[Code that builds pages]

=-=-=

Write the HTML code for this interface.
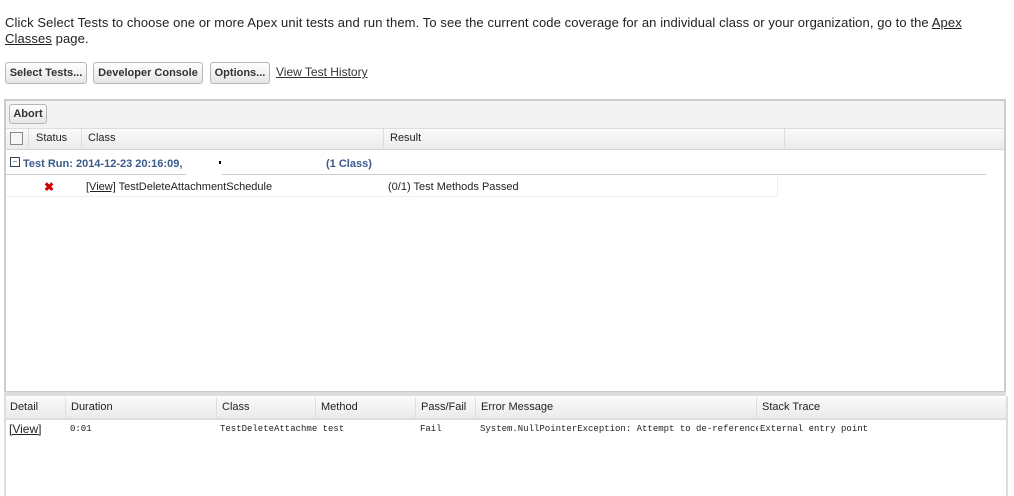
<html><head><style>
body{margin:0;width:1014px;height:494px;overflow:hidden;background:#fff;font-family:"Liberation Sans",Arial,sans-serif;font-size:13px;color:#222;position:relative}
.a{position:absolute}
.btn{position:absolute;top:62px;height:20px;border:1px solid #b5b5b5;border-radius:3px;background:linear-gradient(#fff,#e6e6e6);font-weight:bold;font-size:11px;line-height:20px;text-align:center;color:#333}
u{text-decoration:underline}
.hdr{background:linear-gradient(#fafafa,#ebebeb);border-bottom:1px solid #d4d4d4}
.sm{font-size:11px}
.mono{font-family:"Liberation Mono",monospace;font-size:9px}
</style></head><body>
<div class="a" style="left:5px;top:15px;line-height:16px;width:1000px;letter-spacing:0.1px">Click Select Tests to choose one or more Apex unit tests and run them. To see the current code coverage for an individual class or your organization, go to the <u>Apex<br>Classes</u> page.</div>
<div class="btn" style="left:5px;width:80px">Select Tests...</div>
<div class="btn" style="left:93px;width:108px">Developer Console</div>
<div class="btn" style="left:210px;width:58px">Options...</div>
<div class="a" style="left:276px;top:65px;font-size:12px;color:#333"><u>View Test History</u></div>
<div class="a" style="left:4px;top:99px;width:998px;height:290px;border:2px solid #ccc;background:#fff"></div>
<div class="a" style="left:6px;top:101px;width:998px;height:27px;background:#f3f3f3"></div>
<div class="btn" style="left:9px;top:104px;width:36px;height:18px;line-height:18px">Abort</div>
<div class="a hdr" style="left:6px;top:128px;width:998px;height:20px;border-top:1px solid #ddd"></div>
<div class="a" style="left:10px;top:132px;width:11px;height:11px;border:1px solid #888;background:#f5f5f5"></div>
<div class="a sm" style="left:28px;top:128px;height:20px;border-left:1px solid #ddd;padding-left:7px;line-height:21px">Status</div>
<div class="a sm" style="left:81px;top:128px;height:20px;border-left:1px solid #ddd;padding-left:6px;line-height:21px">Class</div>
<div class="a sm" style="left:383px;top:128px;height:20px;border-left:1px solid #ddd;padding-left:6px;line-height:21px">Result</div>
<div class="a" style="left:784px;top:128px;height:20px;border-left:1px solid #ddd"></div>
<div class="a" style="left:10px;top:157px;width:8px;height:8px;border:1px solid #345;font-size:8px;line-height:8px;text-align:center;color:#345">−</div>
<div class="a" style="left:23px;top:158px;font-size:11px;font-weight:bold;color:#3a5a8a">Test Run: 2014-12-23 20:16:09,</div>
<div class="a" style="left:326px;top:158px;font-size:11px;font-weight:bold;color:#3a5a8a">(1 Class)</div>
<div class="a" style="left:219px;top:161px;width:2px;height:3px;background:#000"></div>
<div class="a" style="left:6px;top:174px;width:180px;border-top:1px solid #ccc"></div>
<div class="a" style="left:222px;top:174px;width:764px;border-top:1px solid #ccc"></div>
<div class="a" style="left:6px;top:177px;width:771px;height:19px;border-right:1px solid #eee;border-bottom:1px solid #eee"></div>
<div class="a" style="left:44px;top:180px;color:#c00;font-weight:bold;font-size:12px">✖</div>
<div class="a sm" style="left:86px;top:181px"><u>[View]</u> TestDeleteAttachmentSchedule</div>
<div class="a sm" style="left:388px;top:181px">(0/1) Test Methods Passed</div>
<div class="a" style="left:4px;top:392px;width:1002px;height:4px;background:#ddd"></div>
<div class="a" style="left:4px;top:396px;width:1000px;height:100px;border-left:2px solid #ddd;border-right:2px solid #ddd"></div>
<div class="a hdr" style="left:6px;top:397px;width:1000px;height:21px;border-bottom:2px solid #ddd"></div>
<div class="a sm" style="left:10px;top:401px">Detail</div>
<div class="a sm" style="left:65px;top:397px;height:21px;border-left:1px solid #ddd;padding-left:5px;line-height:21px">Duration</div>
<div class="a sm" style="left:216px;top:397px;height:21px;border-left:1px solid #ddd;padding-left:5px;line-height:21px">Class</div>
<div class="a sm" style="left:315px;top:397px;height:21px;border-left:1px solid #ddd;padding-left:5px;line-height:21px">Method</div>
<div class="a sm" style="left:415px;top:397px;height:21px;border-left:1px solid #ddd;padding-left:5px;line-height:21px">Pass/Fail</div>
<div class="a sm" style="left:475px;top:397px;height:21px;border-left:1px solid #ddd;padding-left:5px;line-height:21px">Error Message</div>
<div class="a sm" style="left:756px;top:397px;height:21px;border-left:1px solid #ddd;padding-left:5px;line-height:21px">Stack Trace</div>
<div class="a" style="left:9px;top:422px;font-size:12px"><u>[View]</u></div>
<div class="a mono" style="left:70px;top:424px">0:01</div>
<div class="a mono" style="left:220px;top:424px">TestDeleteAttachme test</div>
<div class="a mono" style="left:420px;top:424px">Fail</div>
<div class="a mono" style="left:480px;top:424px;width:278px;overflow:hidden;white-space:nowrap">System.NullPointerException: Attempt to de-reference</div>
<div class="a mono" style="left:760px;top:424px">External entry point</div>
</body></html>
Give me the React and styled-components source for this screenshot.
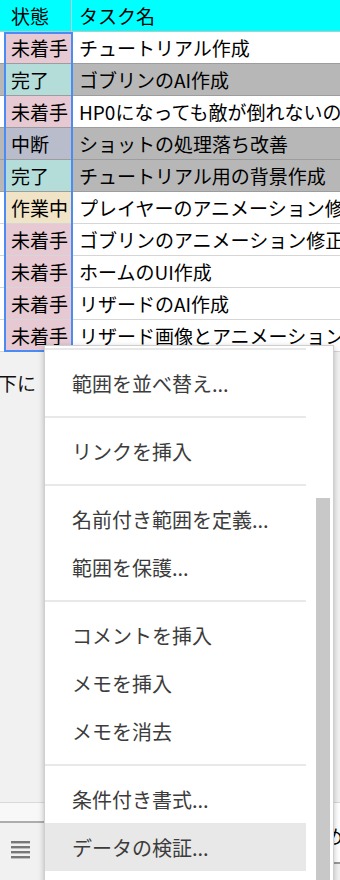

=-=-=

● **Written exercise**
Without the pictures, print the whole listing exactly as given.

● **Task answer**
Write the HTML code for this interface.
<html><head><style>
body{margin:0;width:1014px;height:494px;overflow:hidden;background:#fff;font-family:"Liberation Sans",Arial,sans-serif;font-size:13px;color:#222;position:relative}
.a{position:absolute}
.btn{position:absolute;top:62px;height:20px;border:1px solid #b5b5b5;border-radius:3px;background:linear-gradient(#fff,#e6e6e6);font-weight:bold;font-size:11px;line-height:20px;text-align:center;color:#333}
u{text-decoration:underline}
.hdr{background:linear-gradient(#fafafa,#ebebeb);border-bottom:1px solid #d4d4d4}
.sm{font-size:11px}
.mono{font-family:"Liberation Mono",monospace;font-size:9px}
</style></head><body>
<div class="a" style="left:5px;top:15px;line-height:16px;width:1000px;letter-spacing:0.1px">Click Select Tests to choose one or more Apex unit tests and run them. To see the current code coverage for an individual class or your organization, go to the <u>Apex<br>Classes</u> page.</div>
<div class="btn" style="left:5px;width:80px">Select Tests...</div>
<div class="btn" style="left:93px;width:108px">Developer Console</div>
<div class="btn" style="left:210px;width:58px">Options...</div>
<div class="a" style="left:276px;top:65px;font-size:12px;color:#333"><u>View Test History</u></div>
<div class="a" style="left:4px;top:99px;width:998px;height:290px;border:2px solid #ccc;background:#fff"></div>
<div class="a" style="left:6px;top:101px;width:998px;height:27px;background:#f3f3f3"></div>
<div class="btn" style="left:9px;top:104px;width:36px;height:18px;line-height:18px">Abort</div>
<div class="a hdr" style="left:6px;top:128px;width:998px;height:20px;border-top:1px solid #ddd"></div>
<div class="a" style="left:10px;top:132px;width:11px;height:11px;border:1px solid #888;background:#f5f5f5"></div>
<div class="a sm" style="left:28px;top:128px;height:20px;border-left:1px solid #ddd;padding-left:7px;line-height:21px">Status</div>
<div class="a sm" style="left:81px;top:128px;height:20px;border-left:1px solid #ddd;padding-left:6px;line-height:21px">Class</div>
<div class="a sm" style="left:383px;top:128px;height:20px;border-left:1px solid #ddd;padding-left:6px;line-height:21px">Result</div>
<div class="a" style="left:784px;top:128px;height:20px;border-left:1px solid #ddd"></div>
<div class="a" style="left:10px;top:157px;width:8px;height:8px;border:1px solid #345;font-size:8px;line-height:8px;text-align:center;color:#345">−</div>
<div class="a" style="left:23px;top:158px;font-size:11px;font-weight:bold;color:#3a5a8a">Test Run: 2014-12-23 20:16:09,</div>
<div class="a" style="left:326px;top:158px;font-size:11px;font-weight:bold;color:#3a5a8a">(1 Class)</div>
<div class="a" style="left:219px;top:161px;width:2px;height:3px;background:#000"></div>
<div class="a" style="left:6px;top:174px;width:180px;border-top:1px solid #ccc"></div>
<div class="a" style="left:222px;top:174px;width:764px;border-top:1px solid #ccc"></div>
<div class="a" style="left:6px;top:177px;width:771px;height:19px;border-right:1px solid #eee;border-bottom:1px solid #eee"></div>
<div class="a" style="left:44px;top:180px;color:#c00;font-weight:bold;font-size:12px">✖</div>
<div class="a sm" style="left:86px;top:181px"><u>[View]</u> TestDeleteAttachmentSchedule</div>
<div class="a sm" style="left:388px;top:181px">(0/1) Test Methods Passed</div>
<div class="a" style="left:4px;top:392px;width:1002px;height:4px;background:#ddd"></div>
<div class="a" style="left:4px;top:396px;width:1000px;height:100px;border-left:2px solid #ddd;border-right:2px solid #ddd"></div>
<div class="a hdr" style="left:6px;top:397px;width:1000px;height:21px;border-bottom:2px solid #ddd"></div>
<div class="a sm" style="left:10px;top:401px">Detail</div>
<div class="a sm" style="left:65px;top:397px;height:21px;border-left:1px solid #ddd;padding-left:5px;line-height:21px">Duration</div>
<div class="a sm" style="left:216px;top:397px;height:21px;border-left:1px solid #ddd;padding-left:5px;line-height:21px">Class</div>
<div class="a sm" style="left:315px;top:397px;height:21px;border-left:1px solid #ddd;padding-left:5px;line-height:21px">Method</div>
<div class="a sm" style="left:415px;top:397px;height:21px;border-left:1px solid #ddd;padding-left:5px;line-height:21px">Pass/Fail</div>
<div class="a sm" style="left:475px;top:397px;height:21px;border-left:1px solid #ddd;padding-left:5px;line-height:21px">Error Message</div>
<div class="a sm" style="left:756px;top:397px;height:21px;border-left:1px solid #ddd;padding-left:5px;line-height:21px">Stack Trace</div>
<div class="a" style="left:9px;top:422px;font-size:12px"><u>[View]</u></div>
<div class="a mono" style="left:70px;top:424px">0:01</div>
<div class="a mono" style="left:220px;top:424px">TestDeleteAttachme test</div>
<div class="a mono" style="left:420px;top:424px">Fail</div>
<div class="a mono" style="left:480px;top:424px;width:278px;overflow:hidden;white-space:nowrap">System.NullPointerException: Attempt to de-reference</div>
<div class="a mono" style="left:760px;top:424px">External entry point</div>
</body></html>
Give me the React and styled-components source for this screenshot.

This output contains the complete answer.